"All our dreams come true - if we have the courage to pursue them." - Walt Disney
The cyclical nature of things always seems to take us by surprise. Everything we learn from history to geology have cyclical natures. The rise of a civilization or empire is met by the fall to a worthier or better prepared new comer. We witness the rise of a business and its fall; the growth of an industry and its downturn. Farmers have harnessed the Tao of leveraging cycles. They are fully aware that reaping and sowing are cyclical, and any attempt to challenge this natural cycle is futile.
Our current state of financial affairs as a whole can be seen as a movement towards a downturn. We should perhaps borrow a word from agriculture and use the term "sowing" as opposed to downturn or recession. Sowing conveys a time of preparation, cultivation, of harnessing our capabilities and planting seeds that will later come to fruition.

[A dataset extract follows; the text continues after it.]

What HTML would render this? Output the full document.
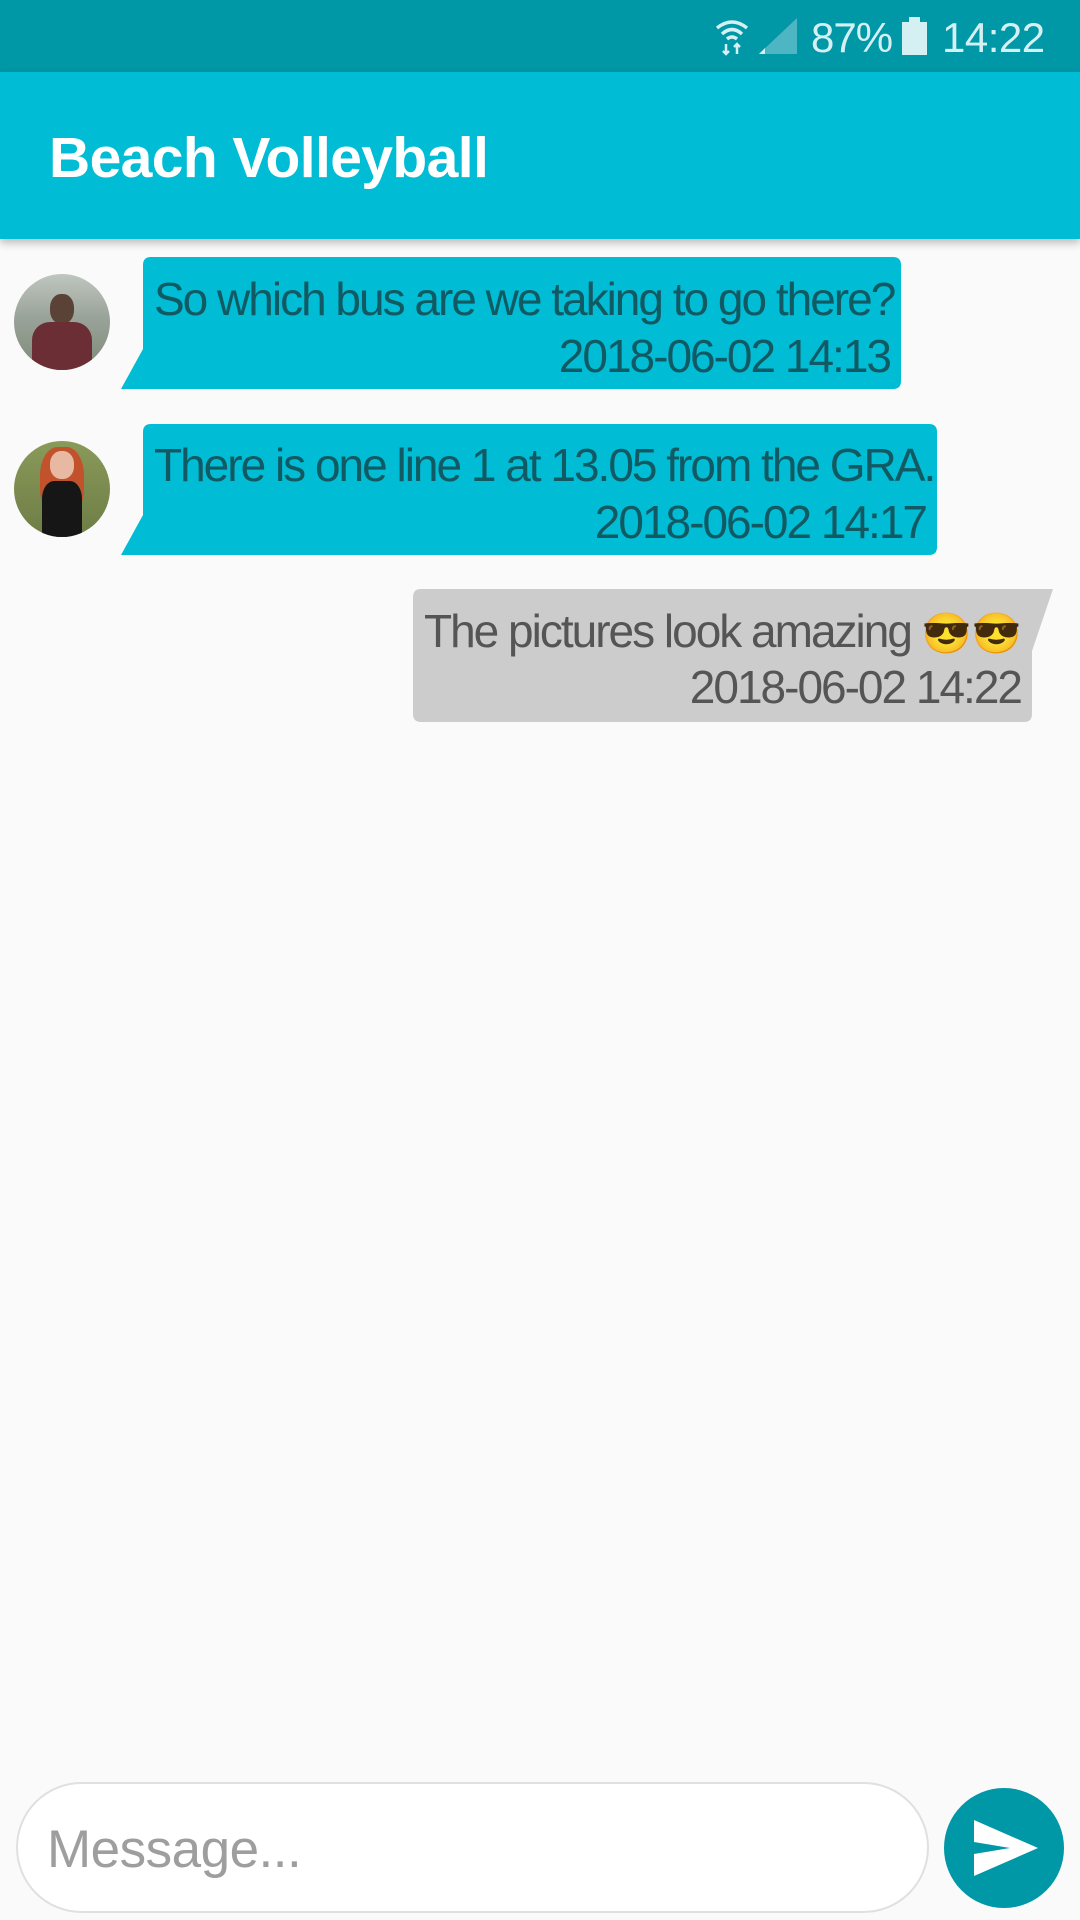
<!DOCTYPE html>
<html><head><meta charset="utf-8"><style>
*{margin:0;padding:0;box-sizing:border-box}
body{width:1080px;height:1920px;background:#fafafa;font-family:"Liberation Sans",sans-serif;position:relative;overflow:hidden}
.abs{position:absolute}
.status{left:0;top:0;width:1080px;height:72px;background:#0097a7;color:#d4f0f3}
.appbar{left:0;top:72px;width:1080px;height:167px;background:#00bcd4;box-shadow:0 4px 8px rgba(0,0,0,.25)}
.title{left:49px;top:125px;color:#fff;font-size:57px;font-weight:bold;letter-spacing:-0.6px}
.txt{position:absolute;font-size:46px;letter-spacing:-2px;white-space:nowrap}
.av{position:absolute;width:96px;height:96px;border-radius:50%;overflow:hidden}
.emo{font-size:40px;letter-spacing:0}
</style></head><body>
<div class="abs status">
 <svg class="abs" style="left:715px;top:18px" width="34" height="38" viewBox="0 0 34 38"><path d="M2 10 Q17 -2 32 10" stroke="#d4f0f3" stroke-width="3.5" fill="none"/><path d="M7 16 Q17 7 27 16" stroke="#d4f0f3" stroke-width="3.5" fill="none"/><path d="M12 21 Q17 17 22 21" stroke="#d4f0f3" stroke-width="3.5" fill="none"/><path d="M11 26v10M8 33l3 3 3-3M22 36V26M19 29l3-3 3 3" stroke="#d4f0f3" stroke-width="2.5" fill="none"/></svg>
 <svg class="abs" style="left:759px;top:18px" width="38" height="36"><polygon points="0,36 38,0 38,36" fill="#4db6c2"/><polygon points="0,36 6,30 6,36" fill="#d4f0f3"/></svg>
 <div class="abs" style="left:811px;top:14px;font-size:42px;letter-spacing:-1px">87%</div>
 <div class="abs" style="left:902px;top:22px;width:25px;height:33px;background:#d4f0f3"></div>
 <div class="abs" style="left:909px;top:17px;width:11px;height:6px;background:#d4f0f3"></div>
 <div class="abs" style="left:942px;top:14px;font-size:42px;letter-spacing:-0.5px">14:22</div>
</div>
<div class="abs appbar"></div>
<div class="abs title">Beach Volleyball</div>

<div class="av" style="left:14px;top:274px;background:linear-gradient(#bfc6bf 0%,#9aa39a 45%,#7d8a78 100%)">
 <div class="abs" style="left:36px;top:20px;width:24px;height:30px;border-radius:45%;background:#5a4237"></div>
 <div class="abs" style="left:18px;top:48px;width:60px;height:60px;border-radius:30% 30% 0 0;background:#6b2e35"></div>
</div>
<svg class="abs" style="left:121px;top:257px" width="780" height="132"><path d="M22 8 Q22 0 30 0 H772 Q780 0 780 8 V124 Q780 132 772 132 H0 L22 92 Z" fill="#00bcd4"/></svg>
<div class="txt" style="left:154px;top:272px;color:#115a63">So which bus are we taking to go there?</div>
<div class="txt" style="right:190px;top:329px;color:#115a63">2018-06-02 14:13</div>

<div class="av" style="left:14px;top:441px;background:linear-gradient(#8a9a5a,#6d7d45)">
 <div class="abs" style="left:26px;top:6px;width:44px;height:70px;border-radius:40%;background:#c2522b"></div>
 <div class="abs" style="left:36px;top:10px;width:24px;height:28px;border-radius:45%;background:#e8b9a2"></div>
 <div class="abs" style="left:28px;top:40px;width:40px;height:60px;border-radius:30% 30% 0 0;background:#161616"></div>
</div>
<svg class="abs" style="left:121px;top:424px" width="816" height="131"><path d="M22 8 Q22 0 30 0 H808 Q816 0 816 8 V123 Q816 131 808 131 H0 L22 91 Z" fill="#00bcd4"/></svg>
<div class="txt" style="left:154px;top:438px;color:#115a63">There is one line 1 at 13.05 from the GRA.</div>
<div class="txt" style="right:154px;top:495px;color:#115a63">2018-06-02 14:17</div>

<svg class="abs" style="left:413px;top:589px" width="640" height="133"><path d="M0 8 Q0 0 8 0 H640 L619 62 V125 Q619 133 611 133 H8 Q0 133 0 125 Z" fill="#cccccc"/></svg>
<div class="txt" style="left:424px;top:604px;color:#555">The pictures look amazing <span class="emo">😎😎</span></div>
<div class="txt" style="right:59px;top:660px;color:#555">2018-06-02 14:22</div>

<div class="abs" style="left:16px;top:1782px;width:913px;height:131px;border:2px solid #e0e0e0;border-radius:66px;background:#fff"></div>
<div class="abs" style="left:47px;top:1819px;font-size:53px;letter-spacing:-0.5px;color:#9e9e9e">Message...</div>
<div class="abs" style="left:944px;top:1788px;width:120px;height:120px;border-radius:50%;background:#0097a7"></div>
<svg class="abs" style="left:974px;top:1820px" width="64" height="56"><polygon points="0,0 64,28 0,56 0,34 36,28 0,22" fill="#fff"/></svg>
</body></html>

Lao Tsu, who wrote the Tao Te Ching, promoted a philosophical method of embracing the flow of things, as opposed to battling the natural forces of life. We speak of embracing the flow, not becoming submissive, or complacent. The difference is in using what is given and maximizing the opportunity.
In our own private lives for example, many of us detest "loneliness." Those who embrace there situations however, call this "solitude," and maximize the moment by becoming more intimate with themselves, god, or refining their mental capacities.
Simply by re-naming, or re-framing our situations, we can transform lack into abundance, and failure into opportunity. Leaders must cultivate this. By doing so,
we work with the flow of nature so to speak. At the same time we become responsive, adaptable, and versatile. The moment is perfect to differentiate ourselves by asking questions of opportunity and their by sow the seeds of innovation.